Here is why H.R. 5230 (the Bill) will reverse decades of case law and essentially protect product-based pyramid schemes from prosecution:
- The Bill eliminates the purpose of direct selling as a form of retailing by removing the need for customers external to the recruitment process. MLM representatives can simply sell the idea of joining an income opportunity, as opposed to actually operating their own retail business.
- The Bill implicitly recognizes the MLM parent company as the sole seller in the business model, as a churning base of recruits—the financial life of the company—purchase directly from the parent company.
- The Bill reverses the precedent of the 1979 Amway safeguards, company policies seeking to ensure retail sales by distributors to customers outside of the distribution network.
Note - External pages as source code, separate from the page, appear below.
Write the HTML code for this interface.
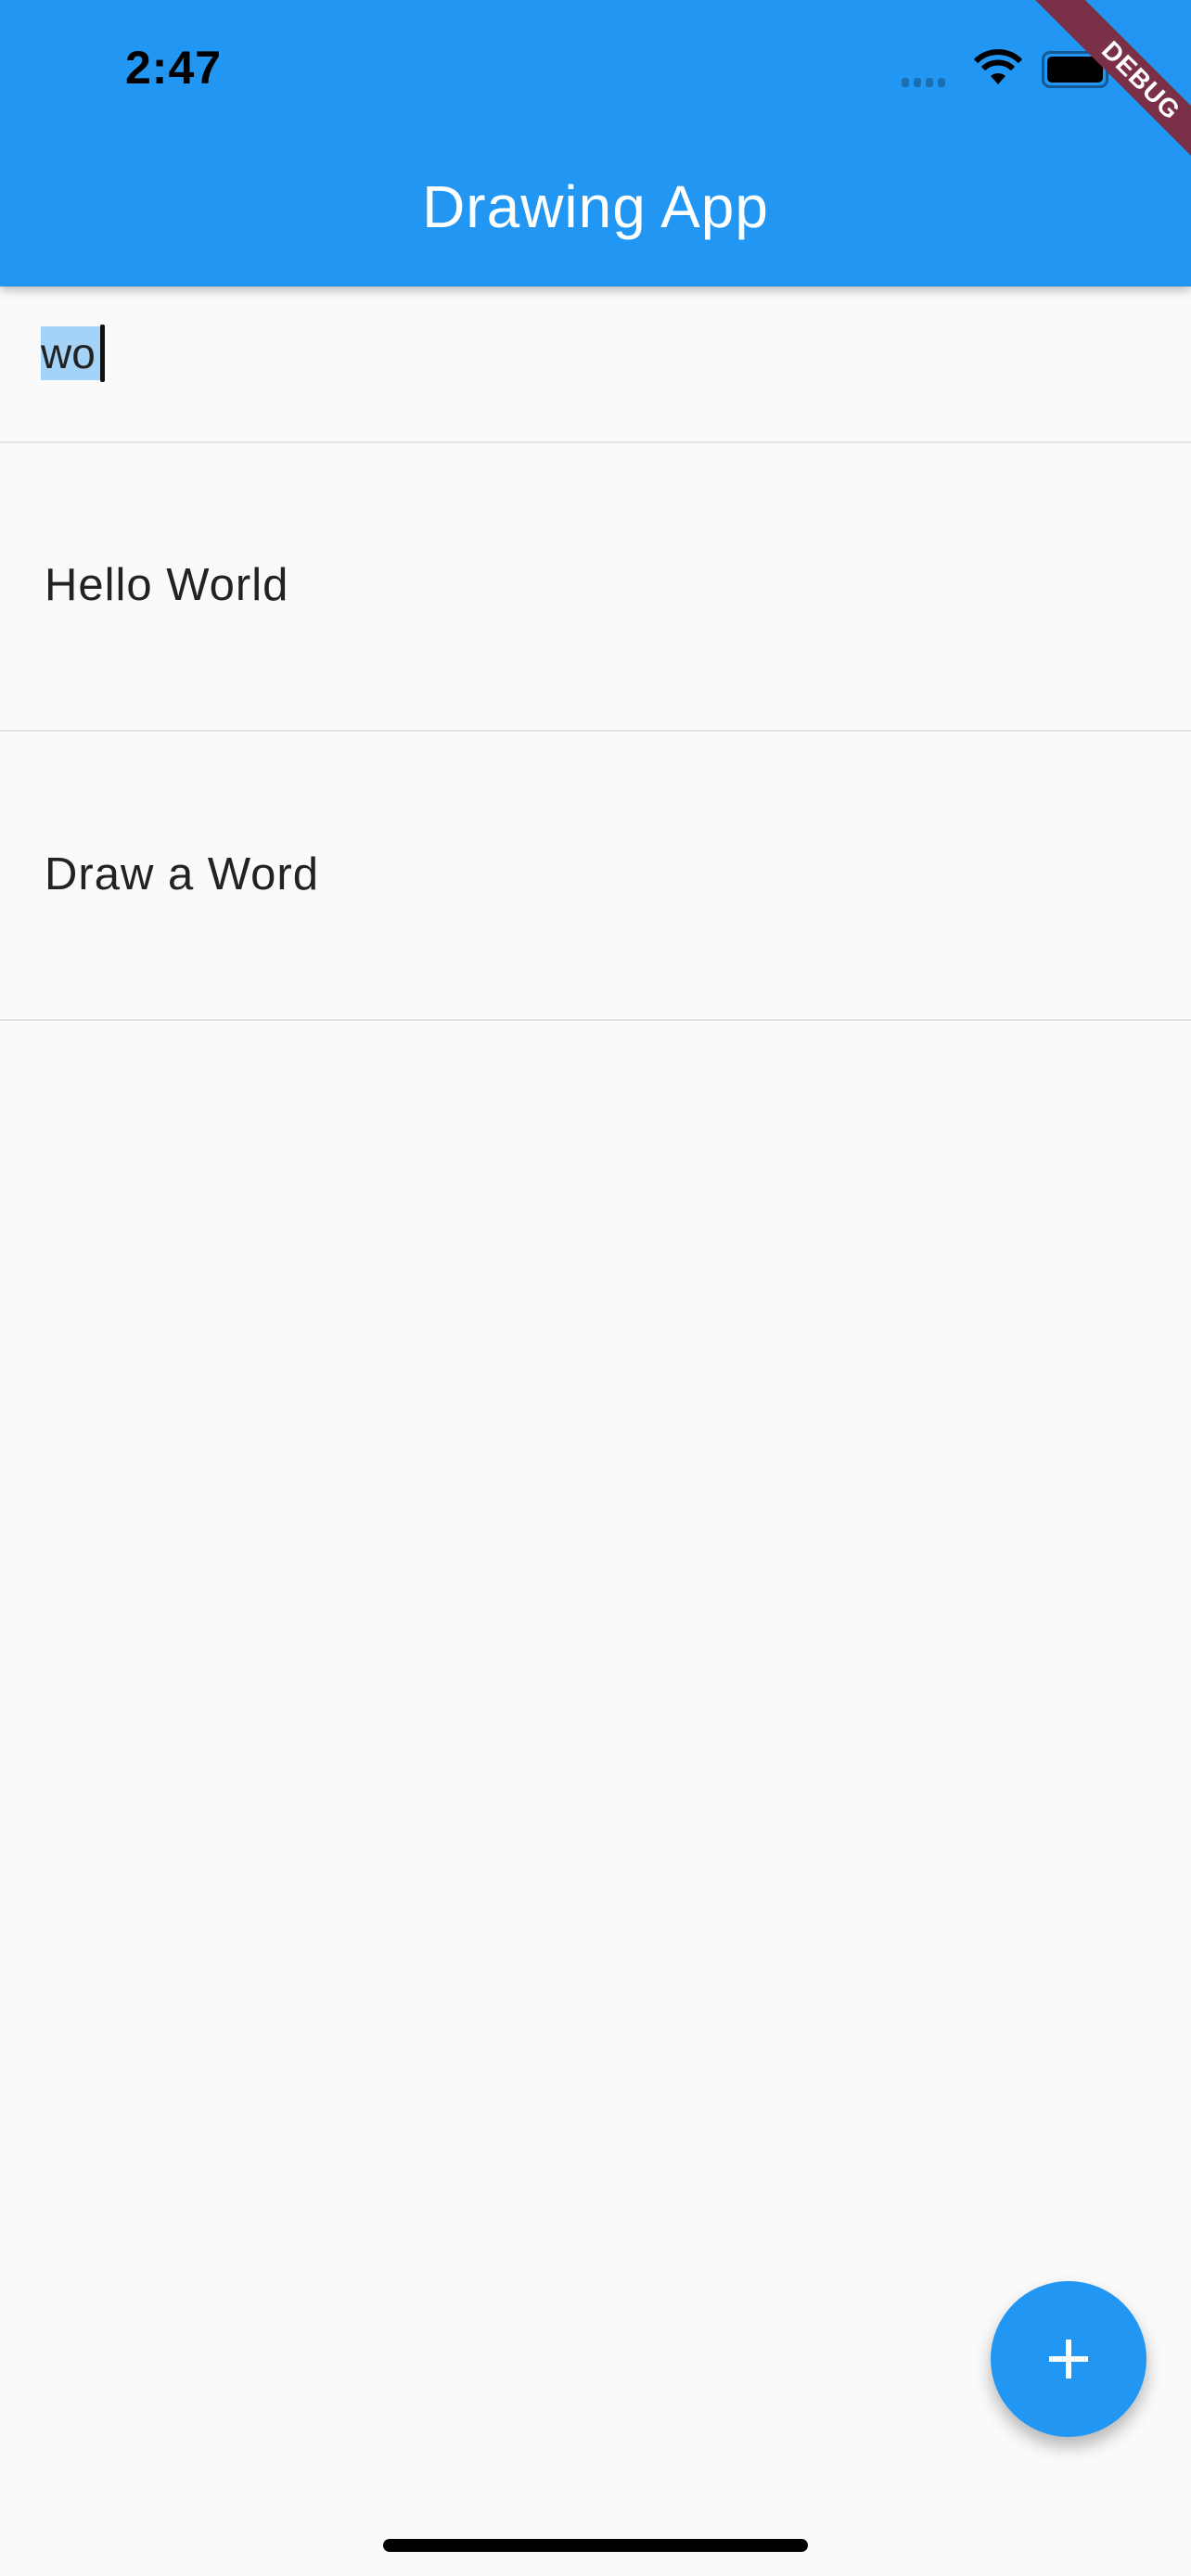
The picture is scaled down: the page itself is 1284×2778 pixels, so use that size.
<!DOCTYPE html>
<html><head><meta charset="utf-8"><style>
html,body{margin:0;padding:0;}
body{width:1284px;height:2778px;background:#fafafa;position:relative;overflow:hidden;font-family:"Liberation Sans",sans-serif;}
.bar{position:absolute;left:0;top:0;width:1284px;height:309px;background:#2196f3;box-shadow:0 4px 10px rgba(0,0,0,0.25);z-index:2;}
.time{position:absolute;left:135px;top:44px;font-size:50px;font-weight:bold;color:#000;letter-spacing:1px;}
.title{position:absolute;left:0;width:1284px;top:186px;text-align:center;color:#fff;font-size:64px;letter-spacing:1px;}
.row{position:absolute;left:48px;font-size:49px;color:#222;letter-spacing:1px;}
.div{position:absolute;left:0;width:1284px;height:2px;background:#e2e2e2;}
.fab{position:absolute;left:1068px;top:2460px;width:168px;height:168px;border-radius:50%;background:#2196f3;box-shadow:0 10px 18px rgba(0,0,0,0.28);}
.banner{position:absolute;width:320px;height:38px;background:#7a3046;color:#fff;font-weight:bold;font-size:28px;text-align:center;line-height:38px;transform:rotate(45deg);left:1070px;top:68px;z-index:5;letter-spacing:1px;}
</style></head><body>
<div class="bar">
<div class="time">2:47</div>
<div style="position:absolute;left:972px;top:81px;">
<span style="display:inline-block;width:8px;height:10px;background:#1a6fb3;border-radius:3px;margin-right:5px"></span><span style="display:inline-block;width:8px;height:10px;background:#1a6fb3;border-radius:3px;margin-right:5px"></span><span style="display:inline-block;width:8px;height:10px;background:#1a6fb3;border-radius:3px;margin-right:5px"></span><span style="display:inline-block;width:8px;height:10px;background:#1a6fb3;border-radius:3px"></span></div>
<svg style="position:absolute;left:1050px;top:52px" width="52" height="40" viewBox="0 0 52 40"><path d="M2 14 A34 34 0 0 1 50 14" stroke="#000" stroke-width="6" fill="none"/><path d="M10 22 A23 23 0 0 1 42 22" stroke="#000" stroke-width="6" fill="none"/><path d="M18 30 L26 39 L34 30 A12 12 0 0 0 18 30Z" fill="#000"/></svg>
<div style="position:absolute;left:1123px;top:55px;width:66px;height:34px;border:3px solid #135a94;border-radius:9px;"><div style="margin:3px;height:28px;background:#000;border-radius:5px;"></div></div>
<div class="title">Drawing App</div>
</div>
<div class="banner">DEBUG</div>
<div style="position:absolute;left:44px;top:352px;width:64px;height:58px;background:#a5d3f7;"></div>
<div class="row" style="left:44px;top:354px;font-size:46px;color:#222;letter-spacing:0">wo</div>
<div style="position:absolute;left:108px;top:350px;width:5px;height:62px;background:#111;border-radius:2px"></div>
<div class="div" style="top:476px"></div>
<div class="row" style="top:603px">Hello World</div>
<div class="div" style="top:787px"></div>
<div class="row" style="top:915px">Draw a Word</div>
<div class="div" style="top:1099px"></div>
<div class="fab"><div style="position:absolute;left:63px;top:81px;width:42px;height:6px;background:#fff"></div><div style="position:absolute;left:81px;top:63px;width:6px;height:42px;background:#fff"></div></div>
<div style="position:absolute;left:413px;top:2738px;width:458px;height:14px;background:#000;border-radius:7px"></div>
</body></html>
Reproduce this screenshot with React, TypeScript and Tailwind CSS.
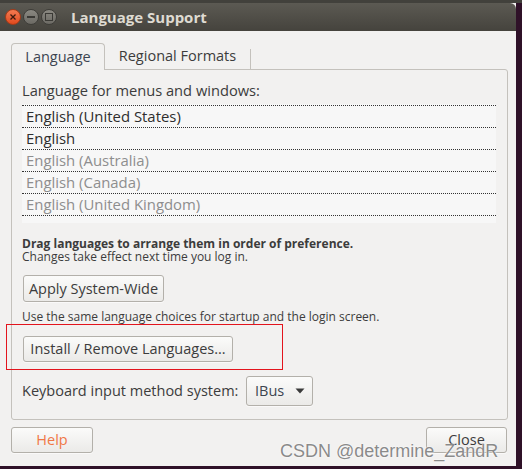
import React from "react";

const font = { fontFamily: '"Open Sans", "Noto Sans", sans-serif' };

function Btn({ children, className = "" }: { children: React.ReactNode; className?: string }) {
  return (
    <div
      className={
        "flex items-center justify-center rounded-[3px] border border-[#b3b0aa] bg-gradient-to-b from-[#fbfbfa] to-[#ebeae8] shadow-[0_1px_0_rgba(255,255,255,0.6)] text-[14.5px] text-[#3c3c3c] " +
        className
      }
    >
      {children}
    </div>
  );
}

export default function App() {
  const rows: [string, boolean][] = [
    ["English (United States)", true],
    ["English", true],
    ["English (Australia)", false],
    ["English (Canada)", false],
    ["English (United Kingdom)", false],
  ];
  return (
    <div className="relative w-[522px] h-[469px] bg-[#2f1128] overflow-hidden" style={font}>
      <div className="w-[516px] h-[466px] flex flex-col bg-[#f2f1f0]">
        {/* title bar */}
        <div className="h-[3px] bg-[#42413c] w-[522px]" />
        <div className="h-[28px] flex items-center rounded-tr-[6px] bg-gradient-to-b from-[#5c5a53] to-[#45433d]">
          <div className="ml-[5px] w-[16px] h-[16px] rounded-full bg-gradient-to-b from-[#f47a50] to-[#e0491c] border border-[#a63a17] flex items-center justify-center">
            <svg width="8" height="8" viewBox="0 0 8 8">
              <path d="M1.5 1.5 L6.5 6.5 M6.5 1.5 L1.5 6.5" stroke="#3b1a0e" strokeWidth="1.3" />
            </svg>
          </div>
          <div className="ml-[2px] w-[16px] h-[16px] rounded-full bg-gradient-to-b from-[#8a8881] to-[#6c6a64] border border-[#3e3d39] flex items-center justify-center">
            <div className="w-[8px] h-[2px] bg-[#3a3935]" />
          </div>
          <div className="ml-[2px] w-[16px] h-[16px] rounded-full bg-gradient-to-b from-[#8a8881] to-[#6c6a64] border border-[#3e3d39] flex items-center justify-center">
            <div className="w-[8px] h-[8px] border-[1.5px] border-[#3a3935]" />
          </div>
          <div className="ml-[14px] text-[15px] font-bold text-[#dfdbd2] leading-none">Language Support</div>
        </div>

        {/* body */}
        <div className="flex flex-col pl-[11px] pt-[12px]">
          {/* tabs */}
          <div className="flex h-[26px] items-end">
            <div className="relative z-10 -mb-px h-[27px] w-[94px] rounded-t-[4px] border border-b-0 border-[#c4c1bc] bg-[#f2f1f0] flex items-center justify-center pb-[1px] text-[14.5px] text-[#3c4450]">
              Language
            </div>
            <div className="h-[20px] w-[146px] border-r border-[#c4c1bc] flex items-center justify-center text-[14.5px] text-[#3c3c3c] pb-[6px]">
              Regional Formats
            </div>
          </div>
          {/* frame */}
          <div className="w-[497px] h-[351px] border border-[#c4c1bc] rounded-b-[3px] rounded-tr-[3px] flex flex-col pl-[10px] pr-[11px]">
            <div className="mt-[10px] h-[20px] leading-[20px] text-[14.67px] text-[#3c3c3c]">Language for menus and windows:</div>
            <div className="mt-[4px] bg-[#f7f7f7] pt-px pb-[7px]">
              <div className="border-t border-dotted border-[#333]">
                {rows.map(([t, dark]) => (
                  <div
                    key={t}
                    className={
                      "h-[22px] border-b border-dotted border-[#333] pl-[4px] flex items-center text-[14.9px] " +
                      (dark ? "text-[#2e2e2e]" : "text-[#8e8e8e]")
                    }
                  >
                    {t}
                  </div>
                ))}
              </div>
            </div>
            <div className="mt-[14px] text-[12px] leading-[13px] font-bold text-[#3c3c3c]">
              Drag languages to arrange them in order of preference.
            </div>
            <div className="text-[12px] leading-[13px] text-[#3c3c3c]">Changes take effect next time you log in.</div>
            <Btn className="mt-[12px] ml-px w-[141px] h-[27px]">Apply System-Wide</Btn>
            <div className="mt-[8px] text-[12px] leading-[13px] text-[#3c3c3c]">
              Use the same language choices for startup and the login screen.
            </div>
            <Btn className="mt-[13px] ml-px w-[210px] h-[26px]">Install / Remove Languages...</Btn>
            <div className="mt-[14px] flex items-center h-[30px]">
              <div className="w-[224px] text-[14.5px] text-[#3c3c3c] whitespace-nowrap">Keyboard input method system:</div>
              <Btn className="w-[67px] h-[30px] !justify-start pl-[8px]">
                <span className="text-[#3c4450]">IBus</span>
                <svg className="ml-[11px]" width="10" height="6" viewBox="0 0 10 6">
                  <path d="M0.5 0.5 L9.5 0.5 L5 5.5 Z" fill="#3a3a3a" />
                </svg>
              </Btn>
            </div>
          </div>
          {/* bottom buttons */}
          <div className="mt-[7px] flex w-[497px] justify-between">
            <Btn className="w-[82px] h-[26px] !text-[#f07746]">Help</Btn>
            <Btn className="w-[81px] h-[26px] mr-px items-start pt-px">Close</Btn>
          </div>
        </div>
      </div>

      {/* red annotation rectangle */}
      <div className="absolute left-[6px] top-[324px] w-[277px] h-[46px] border border-[#e3141d]" />

      {/* watermark */}
      <div
        className="absolute left-[280px] top-[440px] text-[18px] leading-[22px] text-[#8a8a8a] whitespace-nowrap"
        style={{ fontFamily: '"Liberation Sans", Arial, sans-serif', textShadow: "0 0 2px #fff, 0 0 1px #fff" }}
      >
        CSDN @determine_ZandR
      </div>
    </div>
  );
}
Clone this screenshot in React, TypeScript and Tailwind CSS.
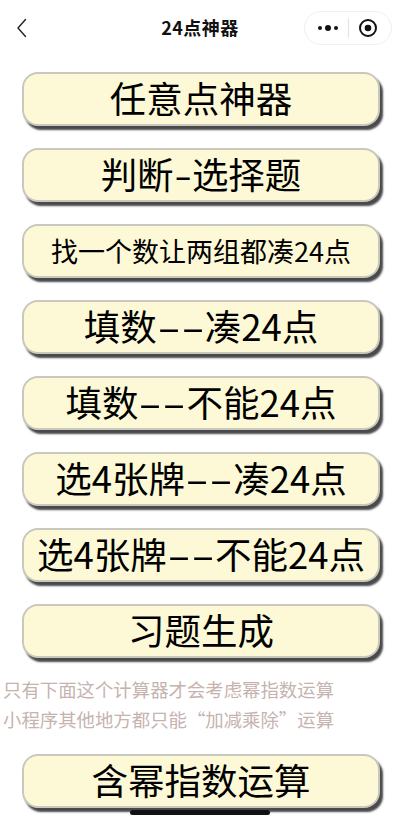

- The Bill codifies permission for purchase and recruiting behaviors the courts have already identified as endemic to illegal pyramid schemes.
Industry-sponsored bills have long been part of our federal legislative process. However, the MLM industry and DSA have published statements that undercut their legitimacy in this regard. Admitting publicly to the existence and harm of pyramid schemes, the industry has nonetheless long resisted regulatory oversight. Despite recognizing that pyramid schemes can effectively disguise themselves as legal MLM companies, via this Bill the DSA supports efforts to make identifying pyramid schemes even less likely. Rather than seeking clarity, fear of greater transparency appears to be driving the industry to sponsor and support H.R. 5230. I urge you to stop H.R. 5230 from becoming law.
My opinions are independent, based on my own research and experiences. Except for a current pyramid scheme prosecution that I am assisting, I have no financial ties to any individual or organization that criticizes or supports the MLM industry or any MLM company.
William W. Keep, PhD
Dean, School of Business
The College of New Jersey
The views, opinions, and positions expressed in this blog post do not necessarily reflect the views, opinions, and positions of TINA.org.
The Direct Selling Association (DSA) is a national trade association for direct selling companies that primarily use multi-level marketing compensation plans.